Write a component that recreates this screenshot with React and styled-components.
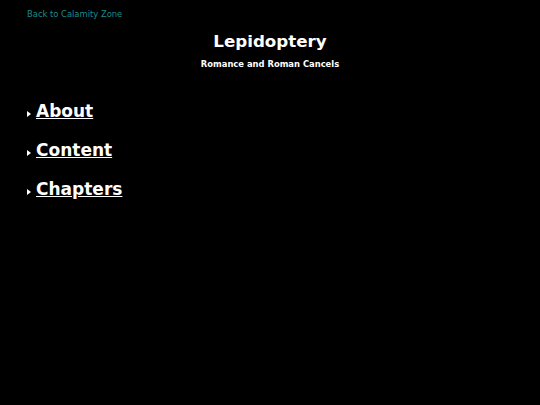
import React from 'react'
import styled, { createGlobalStyle } from 'styled-components'

const Global = createGlobalStyle`
    html, body {
        margin: 0;
        background: #000;
    }
    body {
        font-family: "DejaVu Sans", Verdana, sans-serif;
        color: #fff;
    }
`

const Page = styled.div`
    padding: 8px 27px;
`

const BackLink = styled.a`
    display: block;
    color: #1c8c8c;
    font-size: 8.4px;
    text-decoration: none;
    line-height: 12px;
`

const Header = styled.header`
    text-align: center;
    margin-top: 10px;

    h1 {
        margin: 0;
        font-size: 16.7px;
        line-height: 22px;
    }
    p {
        margin: 7px 0 0;
        font-size: 8.4px;
        font-weight: bold;
    }
`

const Sections = styled.div`
    margin-top: 30px;
    display: flex;
    flex-direction: column;
    gap: 15px;
`

const Item = styled.div`
    display: flex;
    align-items: center;

    .marker {
        width: 0;
        height: 0;
        border-top: 3px solid transparent;
        border-bottom: 3px solid transparent;
        border-left: 4px solid #fff;
        margin: 6px 5px 0 0;
    }

    a {
        color: #fff;
        font-size: 17px;
        font-weight: bold;
        line-height: 24px;
        text-decoration: underline;
    }
`

const sections = ['About', 'Content', 'Chapters']

const App = () => {
    return (
        <>
            <Global />
            <Page>
                <BackLink href="#">Back to Calamity Zone</BackLink>
                <Header>
                    <h1>Lepidoptery</h1>
                    <p>Romance and Roman Cancels</p>
                </Header>
                <Sections>
                    {sections.map(s => (
                        <Item key={s}>
                            <span className="marker" />
                            <a href="#">{s}</a>
                        </Item>
                    ))}
                </Sections>
            </Page>
        </>
    )
}

export default App
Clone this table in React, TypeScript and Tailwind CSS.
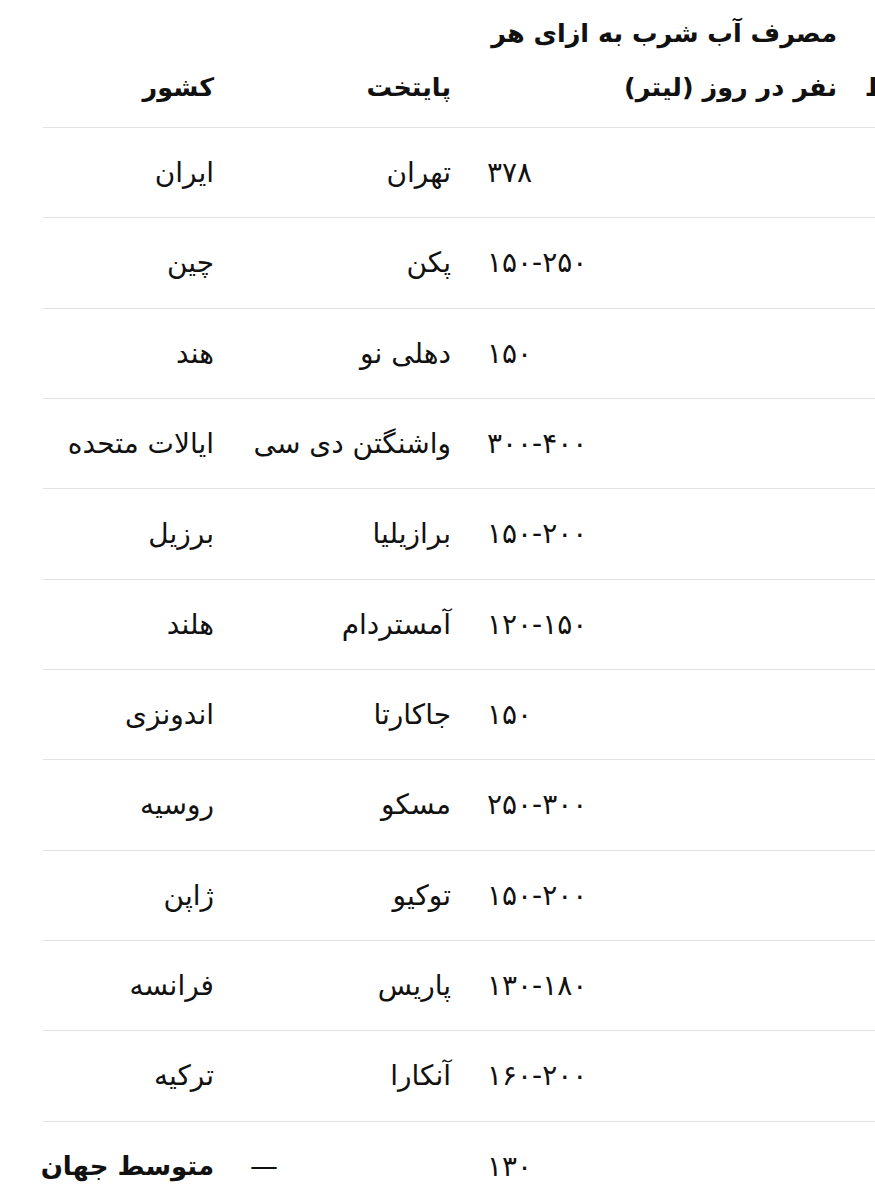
────────
◆ **WHAT THE TASK REQUIRES**:
Omit the pictures and reproduce the listing exactly.

◆ **EXERCISE RESULT**:
Write a component that recreates this screenshot with React and styled-components.
import React from 'react'
import styled, { createGlobalStyle } from 'styled-components'

const Global = createGlobalStyle`
    html, body {
        margin: 0;
        background: #000;
    }
    body {
        font-family: "DejaVu Sans", Verdana, sans-serif;
        color: #fff;
    }
`

const Page = styled.div`
    padding: 8px 27px;
`

const BackLink = styled.a`
    display: block;
    color: #1c8c8c;
    font-size: 8.4px;
    text-decoration: none;
    line-height: 12px;
`

const Header = styled.header`
    text-align: center;
    margin-top: 10px;

    h1 {
        margin: 0;
        font-size: 16.7px;
        line-height: 22px;
    }
    p {
        margin: 7px 0 0;
        font-size: 8.4px;
        font-weight: bold;
    }
`

const Sections = styled.div`
    margin-top: 30px;
    display: flex;
    flex-direction: column;
    gap: 15px;
`

const Item = styled.div`
    display: flex;
    align-items: center;

    .marker {
        width: 0;
        height: 0;
        border-top: 3px solid transparent;
        border-bottom: 3px solid transparent;
        border-left: 4px solid #fff;
        margin: 6px 5px 0 0;
    }

    a {
        color: #fff;
        font-size: 17px;
        font-weight: bold;
        line-height: 24px;
        text-decoration: underline;
    }
`

const sections = ['About', 'Content', 'Chapters']

const App = () => {
    return (
        <>
            <Global />
            <Page>
                <BackLink href="#">Back to Calamity Zone</BackLink>
                <Header>
                    <h1>Lepidoptery</h1>
                    <p>Romance and Roman Cancels</p>
                </Header>
                <Sections>
                    {sections.map(s => (
                        <Item key={s}>
                            <span className="marker" />
                            <a href="#">{s}</a>
                        </Item>
                    ))}
                </Sections>
            </Page>
        </>
    )
}

export default App
Clone this table in React, TypeScript and Tailwind CSS.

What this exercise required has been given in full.